James Connolly (1868−1916) was born in the slums of Edinburgh, where he received only a basic primary education and seemed, like many of his peers, destined to struggle through life, working for low wages in grinding poverty. He joined the British army at a very young age and was posted to Ireland. Being of Irish descent, his sympathy was with the poor and downtrodden of Dublin and the rest of the country. He saw no difference between the lot of the tenant farmer under the yoke of a landlord and that of an Edinburgh factory worker under a capitalist. A strong family man, he dedicated his whole life to attempting to revolutionise the economic system so that his children and future generations would have hope, security and a better life.

His socialist ideas were rejected, often by the very people who he was trying to emancipate. Having founded the Irish Socialist Republican Party in Dublin, it split after a few years and Connolly was forced to emigrate to the United States of America. He was active with a number of socialist organisations, most notably the Industrial Workers of the World (Wobblies) and the Socialist Party of America. However, he returned to Ireland where he spent the last six years of his life fighting against British imperialism and Irish capitalism.

James Connolly linked Irish nationalism with socialism. He saw no reason for merely changing the colour of the flag which flew over Dublin’s government buildings; rather he hoped to bring about social change alongside an Irish republic. His articles and books, written in an accessible and straight-forward style, are still read and relevant today. He never wavered on the road to revolution and, as head of the Irish Citizen Army, he joined forces with the Irish Republican Brotherhood and led an insurrection against British rule in Ireland.

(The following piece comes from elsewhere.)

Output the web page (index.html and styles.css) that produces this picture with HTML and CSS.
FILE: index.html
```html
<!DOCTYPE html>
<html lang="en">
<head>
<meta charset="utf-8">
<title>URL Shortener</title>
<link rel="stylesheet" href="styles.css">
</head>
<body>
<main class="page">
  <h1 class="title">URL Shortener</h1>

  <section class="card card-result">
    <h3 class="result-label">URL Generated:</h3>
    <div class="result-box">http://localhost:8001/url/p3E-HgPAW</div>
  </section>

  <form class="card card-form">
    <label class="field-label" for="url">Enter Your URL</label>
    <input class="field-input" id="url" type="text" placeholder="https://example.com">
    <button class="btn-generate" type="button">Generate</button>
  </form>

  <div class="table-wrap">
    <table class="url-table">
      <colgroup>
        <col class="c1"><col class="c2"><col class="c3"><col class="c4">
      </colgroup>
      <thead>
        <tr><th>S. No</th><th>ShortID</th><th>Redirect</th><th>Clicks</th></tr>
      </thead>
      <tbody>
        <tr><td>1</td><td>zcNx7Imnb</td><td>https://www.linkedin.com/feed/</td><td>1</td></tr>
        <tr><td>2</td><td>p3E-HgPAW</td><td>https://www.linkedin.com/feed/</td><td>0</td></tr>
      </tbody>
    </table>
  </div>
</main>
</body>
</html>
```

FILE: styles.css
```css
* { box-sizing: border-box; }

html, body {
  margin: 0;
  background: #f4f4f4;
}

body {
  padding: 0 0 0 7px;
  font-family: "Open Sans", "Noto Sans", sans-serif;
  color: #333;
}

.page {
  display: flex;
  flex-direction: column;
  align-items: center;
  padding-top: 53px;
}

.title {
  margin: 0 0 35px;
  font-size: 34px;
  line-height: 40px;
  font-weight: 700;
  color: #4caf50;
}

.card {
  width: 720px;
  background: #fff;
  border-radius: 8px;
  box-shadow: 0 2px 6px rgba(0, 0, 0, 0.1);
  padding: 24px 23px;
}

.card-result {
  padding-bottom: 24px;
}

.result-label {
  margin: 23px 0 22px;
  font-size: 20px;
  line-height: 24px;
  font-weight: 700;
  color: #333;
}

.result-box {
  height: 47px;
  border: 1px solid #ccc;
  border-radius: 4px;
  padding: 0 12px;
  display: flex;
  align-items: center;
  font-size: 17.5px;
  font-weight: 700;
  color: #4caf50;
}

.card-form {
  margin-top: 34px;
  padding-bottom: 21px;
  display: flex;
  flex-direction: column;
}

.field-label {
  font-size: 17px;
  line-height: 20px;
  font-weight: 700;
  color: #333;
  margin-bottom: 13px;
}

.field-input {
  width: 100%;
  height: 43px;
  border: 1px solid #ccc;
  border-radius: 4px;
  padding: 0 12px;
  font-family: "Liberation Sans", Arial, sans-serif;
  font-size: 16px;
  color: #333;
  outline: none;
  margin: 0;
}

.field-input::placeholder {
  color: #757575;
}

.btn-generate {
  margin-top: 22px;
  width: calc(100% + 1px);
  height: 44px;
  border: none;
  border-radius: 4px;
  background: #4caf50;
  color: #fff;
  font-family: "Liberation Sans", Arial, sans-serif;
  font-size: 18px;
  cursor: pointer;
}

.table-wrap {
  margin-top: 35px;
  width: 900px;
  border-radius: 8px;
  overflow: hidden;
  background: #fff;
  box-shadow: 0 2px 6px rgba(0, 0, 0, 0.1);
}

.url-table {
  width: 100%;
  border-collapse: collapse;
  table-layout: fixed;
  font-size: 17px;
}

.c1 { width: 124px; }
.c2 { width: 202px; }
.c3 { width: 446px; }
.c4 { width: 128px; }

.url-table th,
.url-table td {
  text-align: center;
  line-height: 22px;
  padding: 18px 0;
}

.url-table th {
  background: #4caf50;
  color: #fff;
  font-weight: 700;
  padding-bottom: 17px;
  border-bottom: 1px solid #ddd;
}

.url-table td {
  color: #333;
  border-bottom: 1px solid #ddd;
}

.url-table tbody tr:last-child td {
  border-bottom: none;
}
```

Connolly’s last moments were spent in a chair in the stone-breakers’ yard in Kilmainham Gaol, where, in the early hours of 12 May 1916, a British army firing squad took his life. However, his ideals, his words, his deeds and his dreams live on and, perhaps, one day his wishes for a better world and a better future will be fulfilled.

Notes

1 Shan Van Vocht, January 1897.

2 Workers’ Republic, 3 September 1898.